By Sammi Carpenter
Staff writer

Mental health. Words people are afraid of using.

The public stigma around mental health is a character weakness, people that have mental health issues are dangerous, they are scary and more negative stereotypes.

According to the National Education Association (NEA) more than 60% of college students have at least one mental health problem.

More numbers from the NEA show a bleaker picture – 44% have been diagnosed with depression, 37% have been diagnosed with anxiety, and 15% have reported they have thought about suicide before.

In today’s society there are several factors that play a role in affecting mental health – school, home, friends, expenses, support, work, etc. Cases of people with poor mental health have shown in extreme situations that sometimes they can’t even get out of bed but they are still expected to participate in life.

Four in 10 college students have reported they wanted to drop out of school because their mental health is so bad that they could not go to school.

A big question is should college students be allowed to have mental health days? There are a mix of answers in the world.

Debbie Graber, coordinator of counseling and social work services at Hutchinson Community College is skeptical but supportive of having students have mental health days.

“Right now, the official policy of the college is that your excused days are for if you’re on a college-approved activity, and then it’s up to the instructors on how they handle sick days.” Graber said, “If you are needing multiple mental-health days a semester, then we probably need to have that student get in touch with our accessibility coordinator because mental health can be an accommodation. An occasional mental health day to me is like a (physical) sick day. You let your instructor know you are not feeling well and depending on their policy it is handled that way.”

Due to the stigma around mental health, students have to be wary of who they tell when they are going to take a mental health day. Some instructors might be supportive and some might not.

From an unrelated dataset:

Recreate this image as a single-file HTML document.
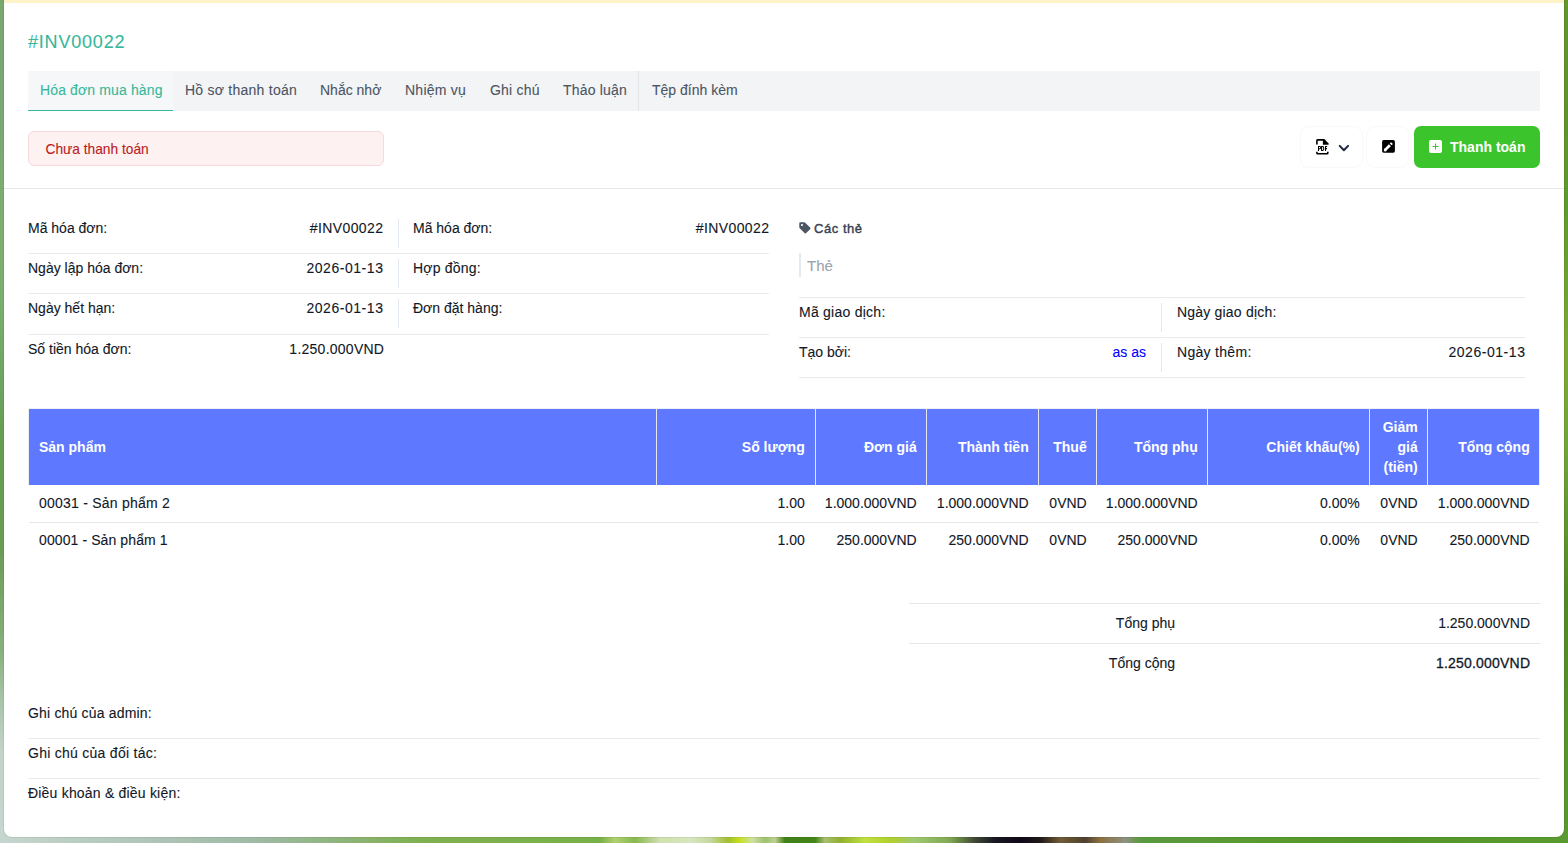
<!DOCTYPE html>
<html><head><meta charset="utf-8">
<style>
*{margin:0;padding:0;box-sizing:border-box}
html,body{width:1568px;height:843px;overflow:hidden}
body{font-family:"Liberation Sans",sans-serif;font-size:14px;color:#111827;position:relative;
background:linear-gradient(180deg,#78a86e 0px,#78a874 100px,#7cae70 220px,#7aae6e 300px,#649c52 450px,#6a9c56 550px,#88b07c 650px,#a8c4a8 700px,#c2d4c8 750px,#c5d7cf 843px)}
.bgr{position:absolute;right:0;top:0;width:8px;height:843px;background:linear-gradient(180deg,#64962c 0px,#62922a 100px,#5c9a2c 200px,#7ea834 350px,#72a438 450px,#508826 600px,#58942c 750px,#5a9830 843px)}
.bgb{position:absolute;left:0;bottom:0;width:1568px;height:10px;
background:linear-gradient(90deg,#c5d6ce 0px,#b0c4b8 150px,#9ebaa4 260px,#8eb47c 340px,#80b050 420px,#78b048 600px,#b0d070 615px,#88b850 635px,#d0e0b0 660px,#d8e6c0 690px,#c8d8a0 710px,#a0c030 728px,#c8e020 740px,#d0e0a0 752px,#a0c070 765px,#c0d090 775px,#408018 785px,#448418 815px,#a8c070 825px,#90b030 840px,#c0e040 865px,#b0d030 890px,#a0c870 915px,#80a850 950px,#404838 975px,#181820 995px,#100818 1020px,#201818 1040px,#705a38 1060px,#504030 1085px,#8a7040 1100px,#909080 1125px,#5a9a40 1140px,#5a9a30 1250px,#55962a 1400px,#5a9a30 1568px)}
.card{position:absolute;left:4px;top:-10px;width:1560px;height:847px;background:#fff;border-radius:8px;box-shadow:0 0 0 1px rgba(0,30,0,.07)}
.ystrip{position:absolute;left:4px;top:0;width:1560px;height:3px;background:#fef3c8}
.t{position:absolute;white-space:nowrap;line-height:20px;height:20px;-webkit-text-stroke:.1px currentColor}
.tab{-webkit-text-stroke:.1px currentColor}
.r{text-align:right}
.hl{position:absolute;height:1px;background:#e5e7eb}
.vl{position:absolute;width:1px;background:#e2e8f0}
.tabs{position:absolute;left:28px;top:71px;width:1512px;height:40px;background:#f3f4f6}
.tab{position:absolute;top:9px;color:#4b5563;line-height:20px;white-space:nowrap}
.th{position:absolute;top:409px;height:76px;background:#5e78ff}
.thb{position:absolute;top:409px;width:1px;height:77px;background:#e5e7eb}
.n{letter-spacing:0.5px;margin-right:-0.5px}
.hd{color:#fff;font-weight:bold;-webkit-text-stroke:0}
</style></head><body>
<div class="bgr"></div>
<div class="bgb"></div>
<div class="card"></div>
<div class="ystrip"></div>

<!-- title -->
<div class="t" style="left:28px;top:32px;font-size:18px;letter-spacing:0.8px;color:#36b79a">#INV00022</div>

<!-- tabs -->
<div class="tabs">
  <div style="position:absolute;left:0;top:0;width:145px;height:40px;background:#f6f7f9;border-bottom:1px solid #34b79b"></div>
  <div class="tab" style="left:12px;color:#36b79a;letter-spacing:.13px">Hóa đơn mua hàng</div>
  <div class="tab" style="left:157px;letter-spacing:.25px">Hồ sơ thanh toán</div>
  <div class="tab" style="left:292px">Nhắc nhở</div>
  <div class="tab" style="left:377px;letter-spacing:.25px">Nhiệm vụ</div>
  <div class="tab" style="left:462px;letter-spacing:.2px">Ghi chú</div>
  <div class="tab" style="left:535px;letter-spacing:.2px">Thảo luận</div>
  <div style="position:absolute;left:610px;top:0;width:1px;height:40px;background:#e2e4e8"></div>
  <div class="tab" style="left:624px">Tệp đính kèm</div>
</div>

<!-- status -->
<div style="position:absolute;left:28px;top:131px;width:356px;height:35px;background:#fef1f2;border:1px solid #f9d8db;border-radius:6px"></div>
<div class="t" style="left:45.5px;top:140.2px;font-size:13.75px;color:#b91c1c">Chưa thanh toán</div>

<!-- buttons -->
<div style="position:absolute;left:1300px;top:126px;width:63px;height:42px;border-radius:9px;border:1px solid #f9f9f9"></div>
<div style="position:absolute;left:1366px;top:126px;width:43px;height:42px;border-radius:9px;border:1px solid #f9f9f9"></div>
<svg style="position:absolute;left:1312px;top:135px" width="40" height="23" viewBox="1312 135 40 23">
  <path d="M1316.9 144.6 V140.6 Q1316.9 139.9 1317.6 139.9 H1323.6" fill="none" stroke="#000" stroke-width="1.6"/>
  <path d="M1322.9 139.1 H1324.4 L1328.6 143.4 V144.7 H1322.9 Z" fill="#000"/>
  <path d="M1316.9 151.8 V153.1 Q1316.9 153.8 1317.6 153.8 H1327.1 Q1327.8 153.8 1327.8 153.1 V151.8" fill="none" stroke="#000" stroke-width="1.6"/>
  <path d="M1318.5 150.9 V146.5 H1319.8 Q1320.7 146.5 1320.7 147.6 Q1320.7 148.7 1319.8 148.7 H1318.5 M1321.6 146.5 V150.4 H1322.6 Q1323.8 150.4 1323.8 148.45 Q1323.8 146.5 1322.6 146.5 Z M1325.5 150.9 V146.5 H1327.2 M1325.5 148.6 H1327" fill="none" stroke="#000" stroke-width="1.05"/>
  <path d="M1339.7 145.9 L1343.9 150.3 L1348.1 145.9" fill="none" stroke="#1e293b" stroke-width="2" stroke-linecap="round" stroke-linejoin="round"/>
</svg>
<svg style="position:absolute;left:1378px;top:136px" width="22" height="21" viewBox="1378 136 22 21">
  <rect x="1382.1" y="140.1" width="12.8" height="12.6" rx="1.6" fill="#000"/>
  <path d="M1385.2 149.9 L1389.9 145.2" stroke="#fff" stroke-width="2.7" stroke-linecap="butt"/>
  <path d="M1385.2 149.9 L1385.2 150.2" stroke="#fff" stroke-width="2.7" stroke-linecap="round"/>
  <path d="M1390.7 144.4 L1392 143.1" stroke="#fff" stroke-width="2.7" stroke-linecap="butt"/>
</svg>
<div style="position:absolute;left:1414px;top:126px;width:126px;height:42px;background:#3cc42c;border-radius:7px"></div>
<svg style="position:absolute;left:1429px;top:140px" width="13" height="13" viewBox="0 0 13 13">
  <rect x="0" y="0" width="13" height="13" rx="2" fill="#fff"/>
  <path d="M6.5 3.5 V9.5 M3.5 6.5 H9.5" stroke="#3cc42c" stroke-width="1"/>
</svg>
<div class="t" style="left:1450px;top:137px;color:#fff;font-weight:bold;-webkit-text-stroke:0">Thanh toán</div>

<!-- divider -->
<div class="hl" style="left:4px;top:188px;width:1560px"></div>

<!-- info left -->
<div class="t" style="left:28px;top:218px">Mã hóa đơn:</div>
<div class="t r" style="right:1184.6px;top:218px;letter-spacing:.4px">#INV00022</div>
<div class="t" style="left:28px;top:258px">Ngày lập hóa đơn:</div>
<div class="t r" style="right:1184.5px;top:258px;letter-spacing:.55px">2026-01-13</div>
<div class="t" style="left:28px;top:298px">Ngày hết hạn:</div>
<div class="t r" style="right:1184.5px;top:298px;letter-spacing:.55px">2026-01-13</div>
<div class="t" style="left:28px;top:339px">Số tiền hóa đơn:</div>
<div class="t r" style="right:1183.8px;top:339px;letter-spacing:.25px">1.250.000VND</div>
<div class="hl" style="left:28px;top:253px;width:741px;background:#ebebeb"></div>
<div class="hl" style="left:28px;top:293px;width:741px;background:#ebebeb"></div>
<div class="hl" style="left:28px;top:334px;width:741px;background:#ebebeb"></div>

<!-- info mid -->
<div class="vl" style="left:398px;top:219px;height:29px"></div>
<div class="vl" style="left:398px;top:259px;height:29px"></div>
<div class="vl" style="left:398px;top:299px;height:29px"></div>
<div class="t" style="left:413px;top:218px">Mã hóa đơn:</div>
<div class="t r" style="right:798.6px;top:218px;letter-spacing:.4px">#INV00022</div>
<div class="t" style="left:413px;top:258px;letter-spacing:.2px">Hợp đồng:</div>
<div class="t" style="left:413px;top:298px">Đơn đặt hàng:</div>

<!-- right -->
<svg style="position:absolute;left:799px;top:222px" width="12" height="12" viewBox="0 0 12 12">
  <path d="M0.3 1.3 Q0.3 0.3 1.3 0.3 H5.2 Q5.8 0.3 6.2 0.7 L11.3 5.8 Q11.8 6.3 11.3 6.9 L6.9 11.3 Q6.3 11.8 5.8 11.3 L0.7 6.2 Q0.3 5.8 0.3 5.2 Z" fill="#4b5563"/>
  <circle cx="3" cy="3" r="1.1" fill="#fff"/>
</svg>
<div class="t" style="left:814px;top:219px;font-size:13px;letter-spacing:.55px;-webkit-text-stroke:0.4px #374151;color:#374151">Các thẻ</div>
<div style="position:absolute;left:799px;top:253px;width:2px;height:24px;background:#e5e9f0"></div>
<div class="t" style="left:807px;top:255.6px;font-size:15px;color:#9ca3af">Thẻ</div>
<div class="hl" style="left:799px;top:297px;width:726px;background:#ebebeb"></div>
<div class="hl" style="left:799px;top:337px;width:726px;background:#ebebeb"></div>
<div class="hl" style="left:799px;top:377px;width:726px;background:#ebebeb"></div>
<div class="vl" style="left:1161px;top:303px;height:29px"></div>
<div class="vl" style="left:1161px;top:343px;height:29px"></div>
<div class="t" style="left:799px;top:302px;letter-spacing:.25px">Mã giao dịch:</div>
<div class="t" style="left:1177px;top:302px;letter-spacing:.2px">Ngày giao dịch:</div>
<div class="t" style="left:799px;top:342px">Tạo bởi:</div>
<div class="t r" style="right:422px;top:342px;color:#0000ff">as as</div>
<div class="t" style="left:1177px;top:342px;letter-spacing:.3px">Ngày thêm:</div>
<div class="t r" style="right:42.5px;top:342px;letter-spacing:.55px">2026-01-13</div>

<!-- table header -->
<div style="position:absolute;left:28px;top:408px;width:1512px;height:77px;border:1px solid #eef0f3;border-bottom:0"></div>
<div class="th" style="left:29px;width:1510px"></div>
<div class="thb" style="left:656px"></div>
<div class="thb" style="left:815px"></div>
<div class="thb" style="left:926px"></div>
<div class="thb" style="left:1038px"></div>
<div class="thb" style="left:1096px"></div>
<div class="thb" style="left:1207px"></div>
<div class="thb" style="left:1369px"></div>
<div class="thb" style="left:1427px"></div>
<div class="t hd" style="left:39px;top:437px">Sản phẩm</div>
<div class="t hd r" style="right:763.3px;top:437px">Số lượng</div>
<div class="t hd r" style="right:651.3px;top:437px">Đơn giá</div>
<div class="t hd r" style="right:539.3px;top:437px">Thành tiền</div>
<div class="t hd r" style="right:481.3px;top:437px">Thuế</div>
<div class="t hd r" style="right:370.3px;top:437px">Tổng phụ</div>
<div class="t hd r" style="right:208.3px;top:437px">Chiết khấu(%)</div>
<div class="t hd r" style="right:150.3px;top:417px">Giảm</div>
<div class="t hd r" style="right:150.3px;top:437px">giá</div>
<div class="t hd r" style="right:150.3px;top:457px">(tiền)</div>
<div class="t hd r" style="right:38.3px;top:437px">Tổng cộng</div>

<!-- rows -->
<div class="t" style="left:39px;top:493px;letter-spacing:.23px">00031 - Sản phẩm 2</div>
<div class="t r" style="right:763.3px;top:493px">1.00</div>
<div class="t r" style="right:651.3px;top:493px">1.000.000VND</div>
<div class="t r" style="right:539.3px;top:493px">1.000.000VND</div>
<div class="t r" style="right:481.3px;top:493px">0VND</div>
<div class="t r" style="right:370.3px;top:493px">1.000.000VND</div>
<div class="t r" style="right:208.3px;top:493px">0.00%</div>
<div class="t r" style="right:150.3px;top:493px">0VND</div>
<div class="t r" style="right:38.3px;top:493px">1.000.000VND</div>
<div class="hl" style="left:29px;top:522px;width:1510px"></div>
<div class="t" style="left:39px;top:530px;letter-spacing:.1px">00001 - Sản phẩm 1</div>
<div class="t r" style="right:763.3px;top:530px">1.00</div>
<div class="t r" style="right:651.3px;top:530px">250.000VND</div>
<div class="t r" style="right:539.3px;top:530px">250.000VND</div>
<div class="t r" style="right:481.3px;top:530px">0VND</div>
<div class="t r" style="right:370.3px;top:530px">250.000VND</div>
<div class="t r" style="right:208.3px;top:530px">0.00%</div>
<div class="t r" style="right:150.3px;top:530px">0VND</div>
<div class="t r" style="right:38.3px;top:530px">250.000VND</div>

<!-- totals -->
<div class="hl" style="left:909px;top:603px;width:631px"></div>
<div class="hl" style="left:909px;top:643px;width:631px"></div>
<div class="t r" style="right:393px;top:613px">Tổng phụ</div>
<div class="t r" style="right:38px;top:613px">1.250.000VND</div>
<div class="t r" style="right:393px;top:653px">Tổng cộng</div>
<div class="t r" style="right:37.8px;top:653px;letter-spacing:.2px;-webkit-text-stroke:.3px #111827">1.250.000VND</div>

<!-- notes -->
<div class="t" style="left:28px;top:703px;letter-spacing:.18px">Ghi chú của admin:</div>
<div class="hl" style="left:28px;top:738px;width:1512px;background:#ebebeb"></div>
<div class="t" style="left:28px;top:743px;letter-spacing:.27px">Ghi chú của đối tác:</div>
<div class="hl" style="left:28px;top:778px;width:1512px;background:#ebebeb"></div>
<div class="t" style="left:28px;top:783px;letter-spacing:.2px">Điều khoản &amp; điều kiện:</div>
</body></html>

“I have taken a few mental health days this school year. My teacher’s policy about missing class is letting them know in advance that I will be missing and to get the notes from a classmate or online,” Maize freshman Haley Rogers said, “I think students should be allowed to take mental health days, because things happen in life where it is mentally exhausting and you need a break.”

Generation Z tends to care more about mental health than other generations because they are the generation that has more mental health reports.

“Mental health is one of the most important things. Mental health can affect your attitude and behavior.” Hutchinson freshman Emma English said, “I definitely think students should be allowed to have mental health days. I actually think it should be mandatory because school can really pile up on top of home life, work life and just life in general.”

For students that need help beyond just having an occasional mental health day, the college has resources for students to get the help they need.

“Students can come in here or they can call the student success center and we have a sheet that we ask them to fill out, just their contact information and we ask them what brings them to therapy and some of the symptoms they might be having,” Graber said, “We base how many times we see the student based on their needs, the majority of the time we see the student once a week. Students do not have to pay for therapy because the cost is part of the student fees that they pay and we don’t have a limitation on how many times you can be seen.”

 Taking care of your mental health is extremely important because it can lead to success, whether that be taking a mental day and/or going to therapy.